By Keith Idec
LAS VEGAS – Gennady Golovkin went 345-5 as an amateur, is 37-0 as a professional and has made 18 straight defenses of the WBA middleweight title he won seven years ago.
Canelo Alvarez still believes his 51-fight pro career has better prepared him for what figures to be a very difficult fight Saturday night at T-Mobile Arena. Alvarez has battled boxing’s pound-for-pound king, Floyd Mayweather Jr., as well as such current and former champions as Miguel Cotto, Erislandy Lara, Shane Mosley, Austin Trout, Amir Khan and Julio Cesar Chavez Jr. during his ascent to superstardom.
“It’s important to have that level of experience,” Alvarez told a group of reporters through a translator Wednesday. “He has a lot of experience from the amateur days until now, all the professional fights. He has a lot of fights. But I have to say that I have the edge when it comes to the level of opposition.”
The best opponent the 35-year-old Golovkin has encountered, former WBA middleweight champion Daniel Jacobs, gave Golovkin the toughest fight of his career March 18 at Madison Square Garden. Jacobs came back from a fourth-round knockdown to trouble Golovkin with his boxing ability, movement and speed, and ended the hard-hitting champion’s 23-fight knockout streak.

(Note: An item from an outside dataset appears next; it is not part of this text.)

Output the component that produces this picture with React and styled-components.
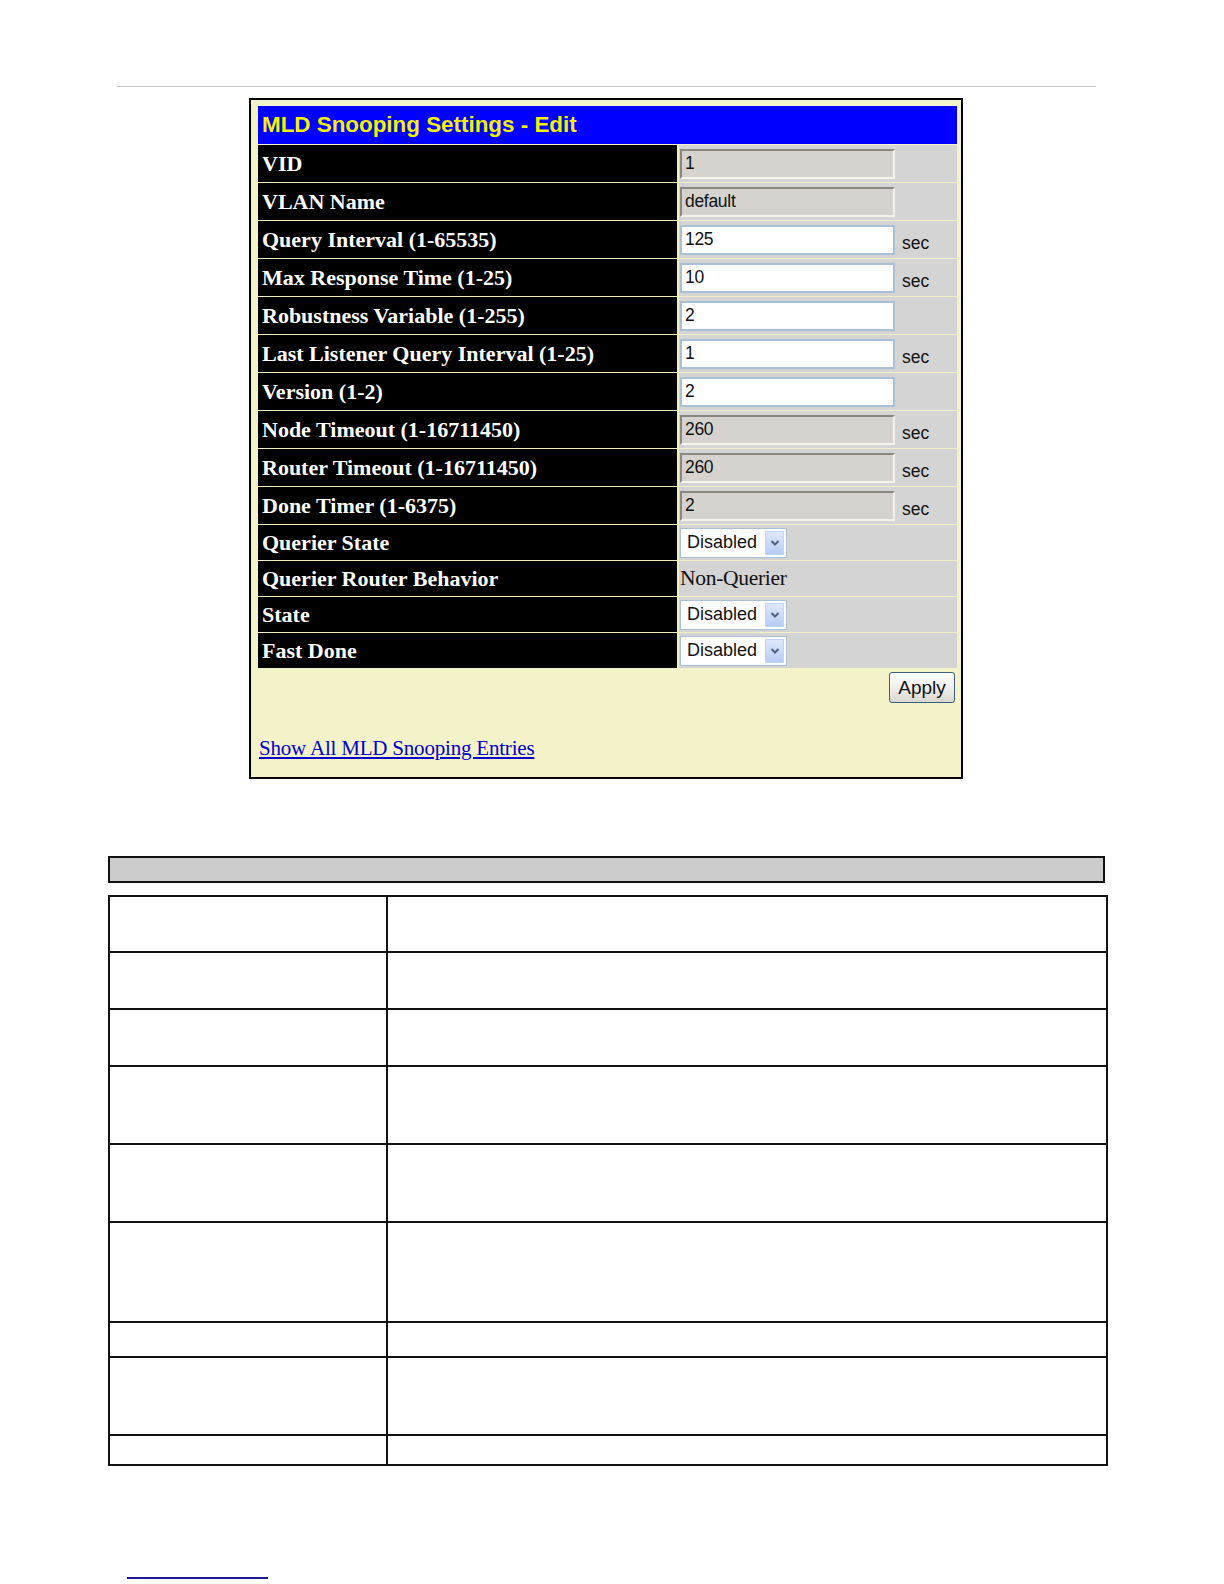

Brooklyn’s Jacobs (32-2, 29 KOs) almost upset Golovkin, but lost a close unanimous decision (114-113, 115-112, 115-112). Golovkin has stopped two more former middleweight champions – David Lemieux and Daniel Geale – and ex-welterweight champion Kell Brook as well.
The 27-year-old Alvarez also settled for a close victory over Lara (24-2-2, 14 KOs), a Cuban southpaw whose skill and movement made matters difficult for the former middleweight and junior middleweight champion. Alvarez beat Lara on two scorecards (117-111, 115-113), but one judge thought Lara won (115-113).
Alvarez (49-1-1, 34 KOs) suffered the lone loss of his 12-year pro career against Mayweather (50-0, 27 KOs), but he considers that 12-round, majority-decision defeat four years ago an invaluable experience.
“Most definitely, I was too young and it showed,” said Alvarez, who was 23 when he fought Mayweather. “But there I can say that what won [the fight for Mayweather] was the experience. But I learned a lot from that fight. So I don’t take it today as a defeat. I take it as an experience. I learned a lot from that fight.”